§ SUPPLIED MATERIAL:
****************************************
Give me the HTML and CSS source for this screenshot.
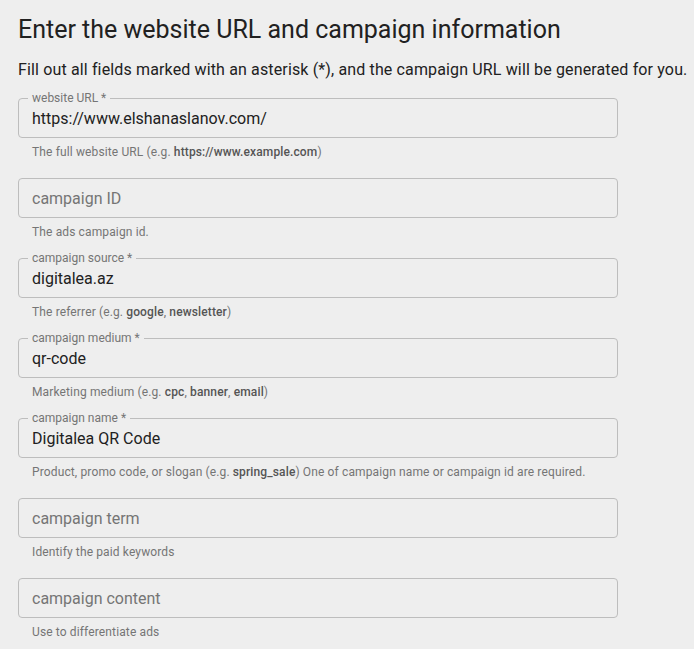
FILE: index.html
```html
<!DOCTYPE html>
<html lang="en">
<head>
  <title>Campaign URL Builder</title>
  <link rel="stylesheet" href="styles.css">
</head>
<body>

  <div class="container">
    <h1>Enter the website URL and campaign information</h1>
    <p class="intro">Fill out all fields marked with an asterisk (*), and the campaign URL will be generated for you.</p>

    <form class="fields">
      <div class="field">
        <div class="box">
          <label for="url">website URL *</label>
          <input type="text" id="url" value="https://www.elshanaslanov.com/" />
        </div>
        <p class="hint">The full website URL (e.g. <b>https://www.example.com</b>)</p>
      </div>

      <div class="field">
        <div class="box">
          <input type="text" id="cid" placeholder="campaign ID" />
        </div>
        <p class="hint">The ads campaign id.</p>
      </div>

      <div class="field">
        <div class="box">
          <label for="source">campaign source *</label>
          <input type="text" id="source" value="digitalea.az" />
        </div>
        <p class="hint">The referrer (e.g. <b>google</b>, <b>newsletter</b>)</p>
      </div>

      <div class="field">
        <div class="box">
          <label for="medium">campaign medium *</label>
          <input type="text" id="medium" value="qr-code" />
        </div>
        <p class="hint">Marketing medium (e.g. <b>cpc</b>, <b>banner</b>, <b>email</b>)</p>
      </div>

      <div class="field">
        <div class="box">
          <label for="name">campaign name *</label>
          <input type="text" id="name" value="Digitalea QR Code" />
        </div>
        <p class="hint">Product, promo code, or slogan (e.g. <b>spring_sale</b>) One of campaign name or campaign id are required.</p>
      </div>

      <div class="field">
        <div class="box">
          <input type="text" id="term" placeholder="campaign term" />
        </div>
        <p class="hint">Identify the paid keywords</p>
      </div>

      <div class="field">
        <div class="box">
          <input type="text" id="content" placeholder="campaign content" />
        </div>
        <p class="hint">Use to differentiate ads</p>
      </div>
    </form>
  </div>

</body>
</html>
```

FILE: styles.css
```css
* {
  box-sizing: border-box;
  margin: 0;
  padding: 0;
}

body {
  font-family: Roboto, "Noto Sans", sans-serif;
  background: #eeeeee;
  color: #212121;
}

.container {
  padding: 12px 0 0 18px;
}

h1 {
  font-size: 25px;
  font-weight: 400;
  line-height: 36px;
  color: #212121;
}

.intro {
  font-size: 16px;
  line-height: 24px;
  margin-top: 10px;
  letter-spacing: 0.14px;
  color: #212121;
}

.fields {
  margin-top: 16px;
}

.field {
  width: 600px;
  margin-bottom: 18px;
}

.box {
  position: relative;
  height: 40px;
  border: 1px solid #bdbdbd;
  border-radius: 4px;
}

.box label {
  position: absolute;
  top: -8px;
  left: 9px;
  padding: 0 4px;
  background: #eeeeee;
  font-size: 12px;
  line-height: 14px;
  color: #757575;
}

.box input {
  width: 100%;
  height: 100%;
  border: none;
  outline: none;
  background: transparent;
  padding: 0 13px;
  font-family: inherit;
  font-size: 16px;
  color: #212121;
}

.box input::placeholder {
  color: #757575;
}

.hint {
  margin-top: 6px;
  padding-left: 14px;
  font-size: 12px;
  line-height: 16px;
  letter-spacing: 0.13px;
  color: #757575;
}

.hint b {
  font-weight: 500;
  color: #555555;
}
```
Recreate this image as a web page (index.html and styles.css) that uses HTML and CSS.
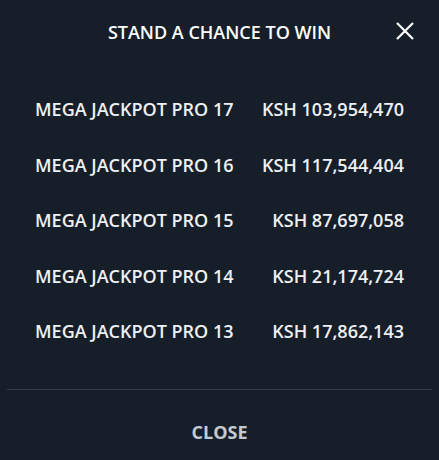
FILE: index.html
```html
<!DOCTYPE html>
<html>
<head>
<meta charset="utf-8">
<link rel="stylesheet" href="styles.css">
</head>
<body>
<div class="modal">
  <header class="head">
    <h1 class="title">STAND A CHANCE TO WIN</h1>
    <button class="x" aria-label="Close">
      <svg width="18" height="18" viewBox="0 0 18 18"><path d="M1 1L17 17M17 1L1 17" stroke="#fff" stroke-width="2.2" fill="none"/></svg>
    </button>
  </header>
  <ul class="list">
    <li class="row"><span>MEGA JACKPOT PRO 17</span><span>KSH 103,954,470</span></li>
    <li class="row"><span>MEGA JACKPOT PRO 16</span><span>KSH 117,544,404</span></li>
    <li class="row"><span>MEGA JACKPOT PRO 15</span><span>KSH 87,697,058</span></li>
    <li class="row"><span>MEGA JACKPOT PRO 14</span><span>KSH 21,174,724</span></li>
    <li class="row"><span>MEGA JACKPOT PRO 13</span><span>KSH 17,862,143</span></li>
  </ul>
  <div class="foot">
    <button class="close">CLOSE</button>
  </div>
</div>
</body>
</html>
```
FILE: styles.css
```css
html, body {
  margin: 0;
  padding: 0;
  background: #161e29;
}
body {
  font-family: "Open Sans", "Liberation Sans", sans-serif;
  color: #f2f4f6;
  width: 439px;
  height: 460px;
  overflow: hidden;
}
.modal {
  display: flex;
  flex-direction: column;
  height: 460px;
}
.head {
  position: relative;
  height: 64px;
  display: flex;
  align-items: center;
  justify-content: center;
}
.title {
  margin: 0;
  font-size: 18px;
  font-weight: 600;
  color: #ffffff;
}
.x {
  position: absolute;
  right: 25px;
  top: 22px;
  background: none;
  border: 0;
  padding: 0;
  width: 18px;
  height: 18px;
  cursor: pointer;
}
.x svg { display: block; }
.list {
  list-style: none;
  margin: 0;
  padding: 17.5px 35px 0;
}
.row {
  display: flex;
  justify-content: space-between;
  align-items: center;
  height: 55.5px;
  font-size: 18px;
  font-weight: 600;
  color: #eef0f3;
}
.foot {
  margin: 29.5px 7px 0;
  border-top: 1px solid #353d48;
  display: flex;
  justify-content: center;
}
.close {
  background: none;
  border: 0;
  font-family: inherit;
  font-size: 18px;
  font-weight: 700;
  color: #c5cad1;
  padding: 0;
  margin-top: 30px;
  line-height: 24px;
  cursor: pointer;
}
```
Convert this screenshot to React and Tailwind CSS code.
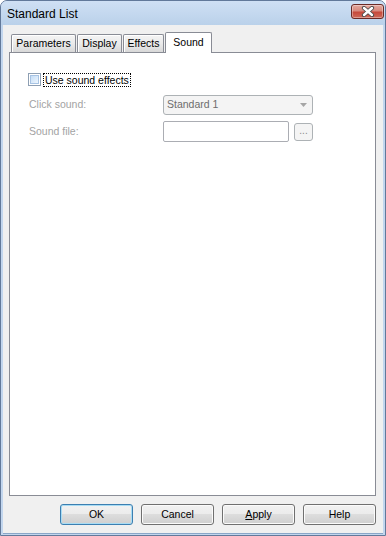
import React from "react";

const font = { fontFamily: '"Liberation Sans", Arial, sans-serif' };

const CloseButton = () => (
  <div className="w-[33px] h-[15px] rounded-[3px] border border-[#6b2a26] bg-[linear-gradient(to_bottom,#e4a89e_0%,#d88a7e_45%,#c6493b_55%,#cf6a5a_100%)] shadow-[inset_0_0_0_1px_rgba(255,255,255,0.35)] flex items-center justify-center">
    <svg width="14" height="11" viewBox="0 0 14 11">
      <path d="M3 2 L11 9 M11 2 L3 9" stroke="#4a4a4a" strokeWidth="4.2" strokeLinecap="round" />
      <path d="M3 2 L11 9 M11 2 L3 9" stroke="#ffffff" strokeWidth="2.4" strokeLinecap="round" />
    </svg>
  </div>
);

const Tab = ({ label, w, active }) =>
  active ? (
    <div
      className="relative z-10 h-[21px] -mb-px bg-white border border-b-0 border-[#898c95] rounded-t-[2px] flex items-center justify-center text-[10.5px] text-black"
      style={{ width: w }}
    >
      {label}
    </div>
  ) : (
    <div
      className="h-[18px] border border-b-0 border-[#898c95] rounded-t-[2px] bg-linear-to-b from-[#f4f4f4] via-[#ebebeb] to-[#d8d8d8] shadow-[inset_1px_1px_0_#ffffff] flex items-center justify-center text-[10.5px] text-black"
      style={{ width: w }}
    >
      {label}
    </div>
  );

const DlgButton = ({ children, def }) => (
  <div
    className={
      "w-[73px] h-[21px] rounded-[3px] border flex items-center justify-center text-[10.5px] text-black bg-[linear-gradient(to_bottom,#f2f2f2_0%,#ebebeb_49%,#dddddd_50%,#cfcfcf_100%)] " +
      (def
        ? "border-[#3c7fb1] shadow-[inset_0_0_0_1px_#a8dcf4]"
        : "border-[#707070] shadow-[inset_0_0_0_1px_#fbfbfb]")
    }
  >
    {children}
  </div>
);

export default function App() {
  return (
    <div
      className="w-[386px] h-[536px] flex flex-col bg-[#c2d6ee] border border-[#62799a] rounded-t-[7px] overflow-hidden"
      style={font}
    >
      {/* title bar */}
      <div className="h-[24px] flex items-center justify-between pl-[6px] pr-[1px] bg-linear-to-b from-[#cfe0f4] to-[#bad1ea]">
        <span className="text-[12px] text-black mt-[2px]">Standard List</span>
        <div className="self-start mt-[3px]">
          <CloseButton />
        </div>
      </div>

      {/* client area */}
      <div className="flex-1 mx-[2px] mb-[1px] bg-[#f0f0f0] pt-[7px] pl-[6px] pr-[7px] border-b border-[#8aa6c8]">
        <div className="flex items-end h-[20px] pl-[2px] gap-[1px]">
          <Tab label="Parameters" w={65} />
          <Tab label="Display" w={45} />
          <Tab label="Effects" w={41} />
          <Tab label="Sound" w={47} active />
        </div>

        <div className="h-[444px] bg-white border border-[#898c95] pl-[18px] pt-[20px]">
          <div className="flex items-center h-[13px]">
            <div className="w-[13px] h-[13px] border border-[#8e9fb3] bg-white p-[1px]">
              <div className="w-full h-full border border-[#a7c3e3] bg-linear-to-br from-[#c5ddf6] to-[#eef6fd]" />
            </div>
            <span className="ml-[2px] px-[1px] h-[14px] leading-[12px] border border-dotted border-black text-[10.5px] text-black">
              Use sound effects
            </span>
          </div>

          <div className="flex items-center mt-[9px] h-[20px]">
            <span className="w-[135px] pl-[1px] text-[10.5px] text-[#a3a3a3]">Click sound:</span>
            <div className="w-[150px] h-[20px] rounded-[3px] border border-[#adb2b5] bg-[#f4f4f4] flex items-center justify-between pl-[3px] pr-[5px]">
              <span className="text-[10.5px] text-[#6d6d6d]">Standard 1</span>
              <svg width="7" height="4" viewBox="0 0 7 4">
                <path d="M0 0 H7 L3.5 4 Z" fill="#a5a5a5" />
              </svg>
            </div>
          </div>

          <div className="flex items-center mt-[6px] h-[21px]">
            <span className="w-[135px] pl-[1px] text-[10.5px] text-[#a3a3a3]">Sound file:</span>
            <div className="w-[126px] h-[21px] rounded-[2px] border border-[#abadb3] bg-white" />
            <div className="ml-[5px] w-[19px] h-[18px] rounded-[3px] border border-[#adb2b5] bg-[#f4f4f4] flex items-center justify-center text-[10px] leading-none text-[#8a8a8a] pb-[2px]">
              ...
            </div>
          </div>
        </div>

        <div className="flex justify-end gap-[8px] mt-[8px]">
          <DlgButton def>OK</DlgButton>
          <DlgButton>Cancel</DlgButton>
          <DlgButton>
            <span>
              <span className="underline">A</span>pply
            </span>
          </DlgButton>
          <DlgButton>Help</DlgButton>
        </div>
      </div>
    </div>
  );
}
****************************************
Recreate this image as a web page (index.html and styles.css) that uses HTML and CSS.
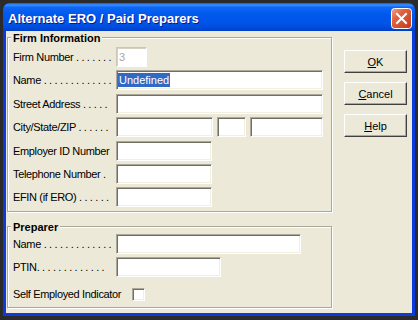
****************************************
§ YOUR INSTRUCTIONS: Copy all lines from the entries that contain the word "screenshot".

§ OUTPUT OF THE EXERCISE:
Give me the HTML and CSS source for this screenshot.
Convert this screenshot to React and Tailwind CSS code.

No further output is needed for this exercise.